スルガ銀行とかぼちゃの馬車、TATERUで騒がれた個人投資家への融資。

これは審査基準を自ら壊してまでも融資額を大幅に増やしたい銀行、実際にスキーム通りの運用ができないとわかりながら商品化したデベロッパーと片棒を担いだ仲介会社の責任はもちろん大きい。

詐欺行為であることは間違いないです。

その被害者である個人投資家、時折匿名でテレビ、雑誌などで語る姿を目にします。

ただ、「投資家」と名乗る以上、自ら調べもせずそのスキームに乗ってしまったこと。自己責任と言わずを得ないでしょう。

スルガ銀行は、私ども不動産取引を仲立ちする中で、投資家にとっての最後の砦でした。

都銀や地銀に断られた投資家がどうしても物件購入をしたいとき、金利は3~4%と通常金利の3倍、4倍ではあっても融資してくれる。そんな存在です。

投資家にとって、普通銀行への不満は非常に多いものです。

「なんで金額が出ない?」「なぜ期間が短い」

そんな案件は非常に多いものです。

そこに道筋をつけ、融資してくれるスルガ銀行はありがたい存在でもありました。

もちろん、破たんするケースも通常案件に比べれば多いでしょうが、ブルーオーシャンであり、存在意義はありました。

週刊ダイヤモンド誌で少し前、銀行のランキングが掲載されていました。

そこではスルガ銀行元頭取がトップにランキングされており、その経営手腕がほめそやされていました。

金融庁・日銀の顔色伺いをする普通銀行と一線を画す同行の方針は際立っていただけに、自社の融資基準だけは明確にしていてほしかったと、今回の騒動が残念でなりません。
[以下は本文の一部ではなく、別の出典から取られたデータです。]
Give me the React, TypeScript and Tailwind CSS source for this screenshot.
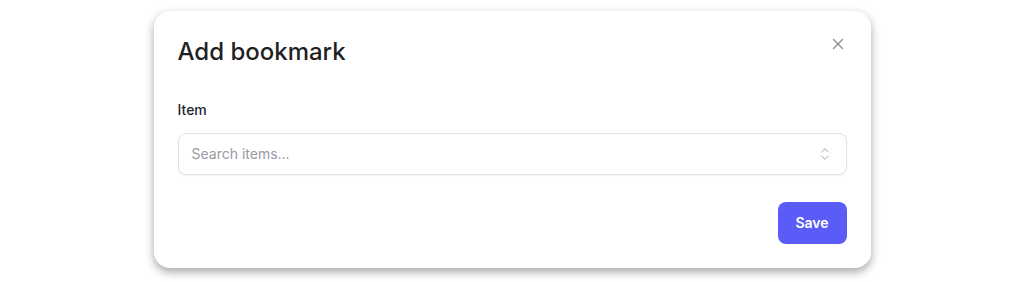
import { X, ChevronsUpDown } from 'lucide-react';

export default function App() {
  return (
    <div className="flex h-[282px] w-full items-start justify-center bg-white pt-[11px] font-['Inter',sans-serif]">
      <div className="w-[717px] rounded-2xl bg-white px-6 pt-6 pb-6 shadow-[0_4px_10px_rgba(0,0,0,0.35)]">
        <div className="flex items-start justify-between">
          <h2 className="mt-px text-2xl leading-8 font-medium text-[#1f1f24]">Add bookmark</h2>
          <button className="mt-0 text-[#8a8a93]">
            <X size={18} strokeWidth={1.75} />
          </button>
        </div>

        <label className="mt-[32px] mb-[13px] block text-sm leading-5 font-medium text-[#26262c]">Item</label>
        <div className="flex h-[42px] items-center justify-between rounded-lg border border-[#e2e2e6] px-[13px] shadow-[0_1px_2px_rgba(0,0,0,0.06)]">
          <span className="text-sm text-[#9a9aa3]">Search items...</span>
          <ChevronsUpDown size={16} strokeWidth={1.5} className="text-[#a3a3ad]" />
        </div>

        <div className="mt-[27px] flex justify-end">
          <button className="h-[42px] w-[69px] rounded-lg bg-[#5b5bf8] text-sm font-semibold text-white">Save</button>
        </div>
      </div>
    </div>
  );
}
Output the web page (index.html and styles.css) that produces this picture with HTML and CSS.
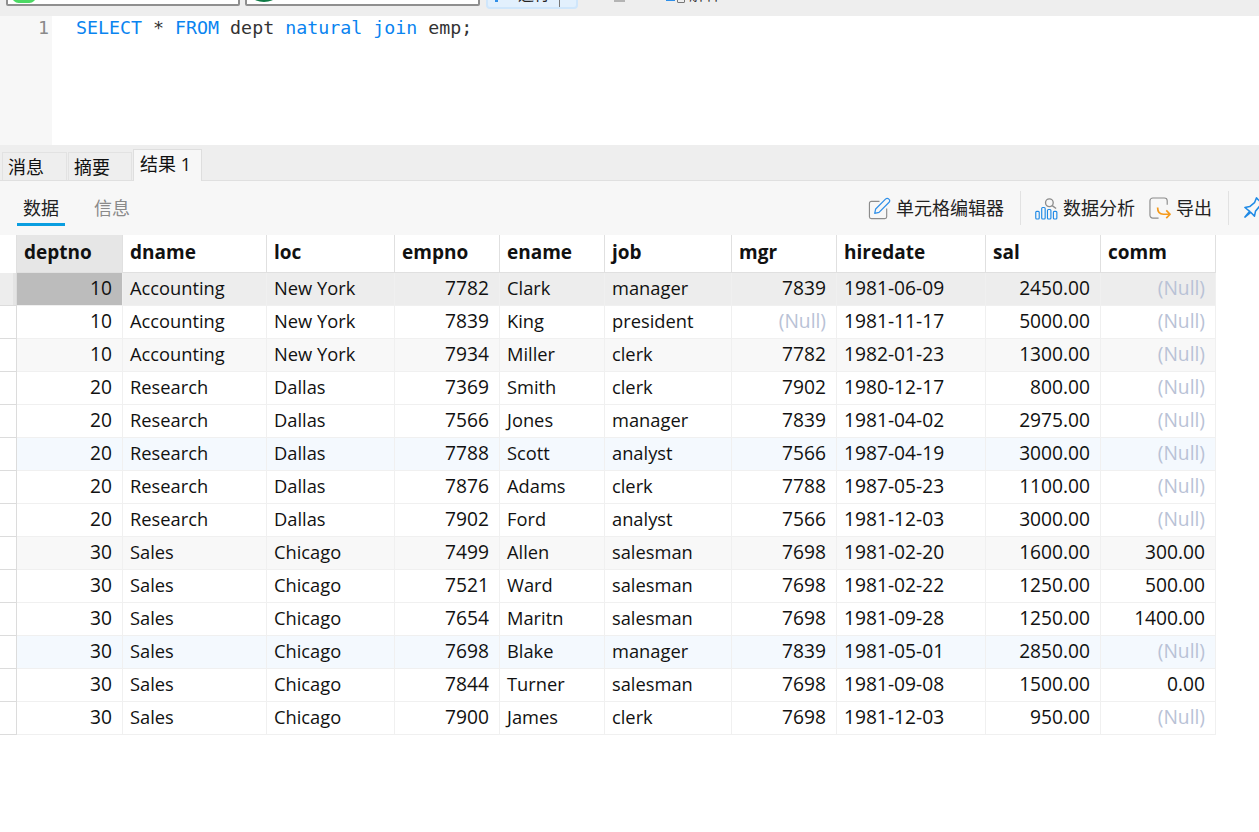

今、大多数の銀行は不動産融資に対して消極的になりました。

各支店の担当は顧客からの融資要望に対して一生懸命動いています。

ですが、本部は否認。結局、支店の営業担当はやる気をなくしていきます。

素晴らしい方は何人もいるのに、彼らの目が死んでいくのが本当に残念でなりません。

売上・利益は減り、そのカバーのためか、口座引出、両替などの手数料値上、有料化に手を付ける始末…。

そんな金融機関に対して、顧客である企業は見切りをつけていくでしょう。

不動産投資に限らず、積極的に融資をして良い、そんな神(金融庁)の声が響いたとしても、一度失った信用を取り戻すのは簡単ではありません。

金融機関ですから、守るべきことが大切なのは分かりますが、事業として先見の明を持ってほしい。

基準をしっかり持つべき、そう思うのは私だけではないかと考えます。